Die ersteintreffenden Kräfte begannen umgehend mit Wiederbelebungsmaßnahmen bei einem auf der Straße liegenden nicht ansprechbaren Kind. Der kurze Zeit später eintreffende Rettungsdienst setzte die Wiederbelebungsmaßnahmen fort. Leider führten diese nicht zum Erfolg. Der fünfjährige Junge erlag seinen bei dem Unfall erlittenen schweren Verletzungen. Bei einer männlichen erwachsenen Person, die auf der Straße lag, wurden ebenfalls sichere Todeszeichen festgestellt.
Unterdessen wurden am Feuerwehrhaus die verletzten und unverletzten Zeltlagerteilnehmer sowie zum Unfallort geeilte Angehörige betreut und erstversorgt. Über die Leitstelle wurden zur Betreuung der Betroffenen das Kriseninterventionsteam (KIT) der Johanniter-Unfallhilfe sowie das PSNV-E-Team (Psychosoziale Nachversorgung für Einsatzkräfte) alarmiert.

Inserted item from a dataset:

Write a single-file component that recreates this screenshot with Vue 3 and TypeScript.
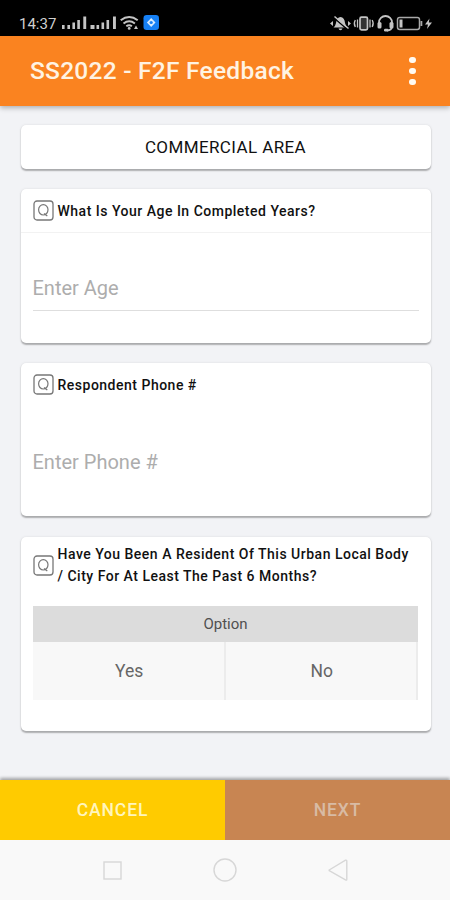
<script setup lang="ts">
import { ref } from 'vue'

interface InputQuestion {
  id: string
  title: string
  placeholder: string
  lined: boolean
}

const area = 'COMMERCIAL AREA'
const questions: InputQuestion[] = [
  { id: 'age', title: 'What Is Your Age In Completed Years?', placeholder: 'Enter Age', lined: true },
  { id: 'phone', title: 'Respondent Phone #', placeholder: 'Enter Phone #', lined: false },
]
const options: string[] = ['Yes', 'No']
const answers = ref<Record<string, string>>({ age: '', phone: '' })
const selected = ref<string | null>(null)
</script>

<template>
  <div class="screen">
    <div class="status">
      <span class="clock">14:37</span>
      <svg class="left-icons" width="100" height="18" viewBox="0 0 100 18" fill="#c4c4c4">
        <path d="M2 11h2.600v4H2zM7.400 11H10v4H7.400zM12.400 8.500H15V15h-2.600zM17.300 6h2.600v9h-2.600zM23.300 2.500h2.900V15h-2.900z" />
        <path d="M30.500 11h4v4h-4zM36.500 11h2.600v4h-2.600zM41.500 8.500h2.600V15h-2.600zM46.500 6h2.600v9h-2.600zM53 2.500h2.900V15H53z" />
        <g fill="none" stroke="#c4c4c4" stroke-width="2">
          <path d="M60.700 6.300q8.500-6.500 17 0M63.500 9.500q5.700-4.400 11.400 0M66.300 12.200q2.900-2 5.600 0" />
        </g>
        <circle cx="69.200" cy="14.400" r="1.400" />
        <path d="M76 11.500l2 3.500h-4z" />
        <rect x="83.500" y="1" width="15.500" height="15" rx="3.200" fill="#1680f5" />
        <path d="M91.200 4l4.300 4.500-4.300 4.500-4.300-4.500z" fill="#d9ecff" />
        <circle cx="91.200" cy="8.500" r="1.600" fill="#1680f5" />
      </svg>
      <svg class="right-icons" width="106" height="20" viewBox="0 0 106 20" fill="#c4c4c4">
        <path d="M4.500 14.500q2-1.500 2.500-4.500Q7.700 4.500 11.500 4q4 .5 4.500 6 .5 3 2.500 4.500zM9.500 15.500h4q-.5 1.800-2 1.800t-2-1.800z" />
        <path d="M4.500 4.500l14 12" stroke="#000" stroke-width="1.500" />
        <path d="M5.500 3.500l14 12" stroke="#c4c4c4" stroke-width="1.500" />
        <path d="M4 8L1 10.500 4 13zM19 8l3 2.500-3 2.500z" />
        <rect x="31" y="4.200" width="7.500" height="12.600" rx="1.500" fill="#333" stroke="#c4c4c4" stroke-width="1.700" />
        <path d="M28.500 6.500v8M41 6.500v8M26.300 7q-2 3.500 0 7M43.200 7q2 3.500 0 7" fill="none" stroke="#c4c4c4" stroke-width="1.300" />
        <path d="M50 12V9.500a6.500 6.500 0 0 1 13 0V13q0 4.500-5 4.500" fill="none" stroke="#c4c4c4" stroke-width="1.800" />
        <rect x="48.500" y="9" width="4" height="6.500" rx="1.500" />
        <rect x="60.500" y="9" width="4" height="6.500" rx="1.500" />
        <rect x="55" y="15.700" width="4.500" height="2.800" rx="1.200" />
        <rect x="68.500" y="4.500" width="22" height="12" rx="2.200" fill="none" stroke="#a8a8a8" stroke-width="1.500" />
        <rect x="70.500" y="6.500" width="3" height="8" />
        <rect x="91.500" y="8" width="1.800" height="5" fill="#a8a8a8" />
        <path d="M100.500 5.500l-4.500 6h3l-1 4.500 5-6.500h-3.200z" />
      </svg>
    </div>

    <header class="bar">
      <h1>SS2022 - F2F Feedback</h1>
      <button class="more" aria-label="More"><i></i><i></i><i></i></button>
    </header>

    <main class="content">
      <section class="card area">{{ area }}</section>

      <section v-for="q in questions" :key="q.id" class="card field" :class="{ lined: q.lined }">
        <div class="question">
          <svg class="q-icon" width="21" height="21" viewBox="0 0 21 21" fill="none" stroke="#777">
            <rect x="1" y="1" width="19" height="19" rx="3" stroke-width="1.300" />
            <ellipse cx="10.300" cy="9.800" rx="4.700" ry="5.200" stroke-width="1.200" />
            <path d="M11 13.500l3.300 2.500" stroke-width="1.200" />
          </svg>
          <span class="label">{{ q.title }}</span>
        </div>
        <input v-model="answers[q.id]" :placeholder="q.placeholder" />
      </section>

      <section class="card choice">
        <div class="question">
          <svg class="q-icon" width="21" height="21" viewBox="0 0 21 21" fill="none" stroke="#777">
            <rect x="1" y="1" width="19" height="19" rx="3" stroke-width="1.300" />
            <ellipse cx="10.300" cy="9.800" rx="4.700" ry="5.200" stroke-width="1.200" />
            <path d="M11 13.500l3.300 2.500" stroke-width="1.200" />
          </svg>
          <span class="label">Have You Been A Resident Of This Urban Local Body<br />/ City For At Least The Past 6 Months?</span>
        </div>
        <div class="table">
          <div class="head">Option</div>
          <div class="options">
            <button v-for="o in options" :key="o" @click="selected = o">{{ o }}</button>
          </div>
        </div>
      </section>
    </main>

    <footer class="actions">
      <button class="cancel">CANCEL</button>
      <button class="next" disabled>NEXT</button>
    </footer>

    <nav class="system">
      <svg width="24" height="24" viewBox="0 0 24 24"><rect x="4" y="4" width="17" height="17" /></svg>
      <svg width="24" height="24" viewBox="0 0 24 24"><circle cx="12" cy="12" r="11" /></svg>
      <svg width="24" height="24" viewBox="0 0 24 24"><path d="M3.200 12L19.500 2.200q1.300-.4 1.300 1v18q0 1.300-1.300.7L3.200 12.500z" /></svg>
    </nav>
  </div>
</template>

<style>
body {
  background: #f2f3f6;
}
</style>

<style scoped>
* {
  box-sizing: border-box;
}
.screen {
  width: 450px;
  height: 900px;
  display: flex;
  flex-direction: column;
  overflow: hidden;
  background: #f2f3f6;
  font-family: Roboto, "Liberation Sans", sans-serif;
  color: #111;
}
button {
  border: 0;
  padding: 0;
  font-family: inherit;
}
.status {
  flex: none;
  height: 36px;
  background: #000;
  display: flex;
  align-items: center;
  padding: 10px 15px 0 19px;
}
.clock {
  width: 41px;
  padding-top: 1px;
  color: #cfcfcf;
  font-size: 15px;
  line-height: 18px;
  white-space: nowrap;
}
.right-icons {
  margin-left: auto;
}
.bar {
  flex: none;
  z-index: 1;
  height: 69.500px;
  background: #fa8320;
  box-shadow: 0 2px 5px rgba(0, 0, 0, 0.28);
  display: flex;
  align-items: center;
  justify-content: space-between;
  padding: 0 32px 0 30px;
}
h1 {
  margin: 0;
  color: #fff3e2;
  font-size: 24.500px;
  font-weight: 500;
  letter-spacing: 0.250px;
  white-space: nowrap;
}
.more {
  width: 11px;
  background: none;
  display: flex;
  flex-direction: column;
  align-items: center;
  gap: 4.500px;
}
.more i {
  width: 6.500px;
  height: 6.500px;
  border-radius: 50%;
  background: #fffaf2;
}
.content {
  flex: 1;
  display: flex;
  flex-direction: column;
  gap: 20px;
  padding: 19.500px 19.500px 0 20.500px;
}
.card {
  flex: none;
  background: #fff;
  border-radius: 5px;
  box-shadow: 0 1.500px 1.500px rgba(0, 0, 0, 0.28), 0 0 3px rgba(0, 0, 0, 0.08);
}
.area {
  height: 44px;
  line-height: 44px;
  text-align: center;
  font-size: 17px;
  letter-spacing: 0.400px;
}
.field {
  height: 153.700px;
  padding-bottom: 32px;
  display: flex;
  flex-direction: column;
}
.question {
  flex: none;
  height: 44px;
  display: flex;
  align-items: center;
  gap: 4px;
  padding: 0 12px;
}
.lined .question {
  border-bottom: 1px solid #f2f2f2;
}
.q-icon {
  flex: none;
}
.label {
  font-size: 14px;
  font-weight: 500;
  letter-spacing: 0.500px;
  line-height: 22px;
  white-space: nowrap;
}
input {
  flex: 1;
  margin: 32px 12px 0;
  padding: 2px 0 0;
  border: 0;
  border-bottom: 1px solid transparent;
  outline: none;
  background: none;
  font-family: inherit;
  font-size: 20px;
}
.lined input {
  border-bottom-color: #dedede;
}
input::placeholder {
  color: #adadad;
  opacity: 1;
}
.choice {
  height: 194px;
  margin-top: 0.600px;
}
.choice .question {
  height: 57px;
}
.table {
  margin: 12.500px 12.500px 0;
}
.head {
  height: 36px;
  background: #dcdcdc;
  line-height: 36px;
  text-align: center;
  font-size: 15px;
  color: #505050;
}
.options {
  display: flex;
}
.options button {
  flex: 1;
  height: 57.500px;
  background: #f8f8f8;
  border-right: 2px solid #ececec;
  padding-left: 2px;
  color: #666;
  font-size: 17.500px;
}
.actions {
  flex: none;
  height: 60px;
  display: flex;
  box-shadow: 0 -2px 3px rgba(0, 0, 0, 0.33);
}
.actions button {
  flex: 1;
  font-size: 17.500px;
  font-weight: 500;
  letter-spacing: 0.900px;
}
.cancel {
  background: #ffcb00;
  color: #fff5bd;
}
.next {
  background: #c88552;
  color: #d8bba4;
}
.system {
  flex: none;
  height: 60px;
  background: #f9f9f9;
  display: flex;
  align-items: center;
  justify-content: center;
  gap: 89px;
}
.system svg {
  fill: none;
  stroke: #d7d7d7;
  stroke-width: 1.400;
}
</style>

Die Verletzten wurden vom Rettungsdienst behandelt und Krankenhäusern auch in weiterer Entfernung zugeteilt. Insgesamt wurden sieben Kinder schwer und drei Kinder leicht verletzt. Vier Kinder wurden mit Rettungshubschraubern abtransportiert.
Während die Rettungsarbeiten liefen, nahm die Polizei Toppenstedts Ortsbürgermeister Stefan Isermann mit zur Wache. Er hatte den Radlader gefahren. "Wir haben gegen den Fahrer des Radladers ein Verfahren wegen fahrlässiger Tötung eingeleitet", so Polizeisprecher Jan Krüger. "Im Rahmen dessen wurde der Mann auch auf eine mögliche Alkohol- oder Drogenbeeinflussung untersucht." Das Ergebnis ist derzeit noch unbekannt.
"Es ist ein tragisches Unglück, das uns alle sehr betroffen macht. Unser Mitgefühl und unsere Gedanken gelten den Opfern und Angehörigen. Wir bin froh, dass die verletzten Kinder nicht mehr in Lebensgefahr schweben. Wir danken den vielen Helfern, für die dieser Einsatz eine besonders belastende Situation war. Es ist gut zu wissen, dass wir uns auch in so schwierigen Situationen jederzeit auf unsere Feuerwehren, Rettungsdienste und die gute Zusammenarbeit mit der Polizei verlassen können", sagen Landrat Rainer Rempe und Salzhausens Samtgemeinde-Bürgermeister Wolfgang Krause, die ebenfalls zur Einsatzstelle geeilt waren. Man habe sowohl der örtlichen Grundschule als auch dem Kindergarten psychologische Fachkräfte an die Seite gestellt. "Ziel ist, den Kindern jetzt einen normalen Alltag zu bieten, aber auch sofort reagieren zu können, wenn sie das Unglück ansprechen", so Krause.
Das Zeltlager wurde noch am Abend abgebrochen.
Unter den Einwirkungen des Unglücks wurde die für den morgigen Dienstag anberaumte Sitzung des Gemeinderates Toppenstedt abgesagt. Und der für das nächste Wochenende in Toppenstedt geplante Gemeindefeuerwehrtag wird in abgespeckter Form in Garstedt stattfinden. Zuvor findet in der Kirche in Salzhausen ein Gedenkgottesdienst für alle Einsatzkräfte, Betroffene und Bürger statt.
Abgesagt wurde auch das Schützenfest in Toppenstedt, das am 8. und 9. Juli stattfinden sollte.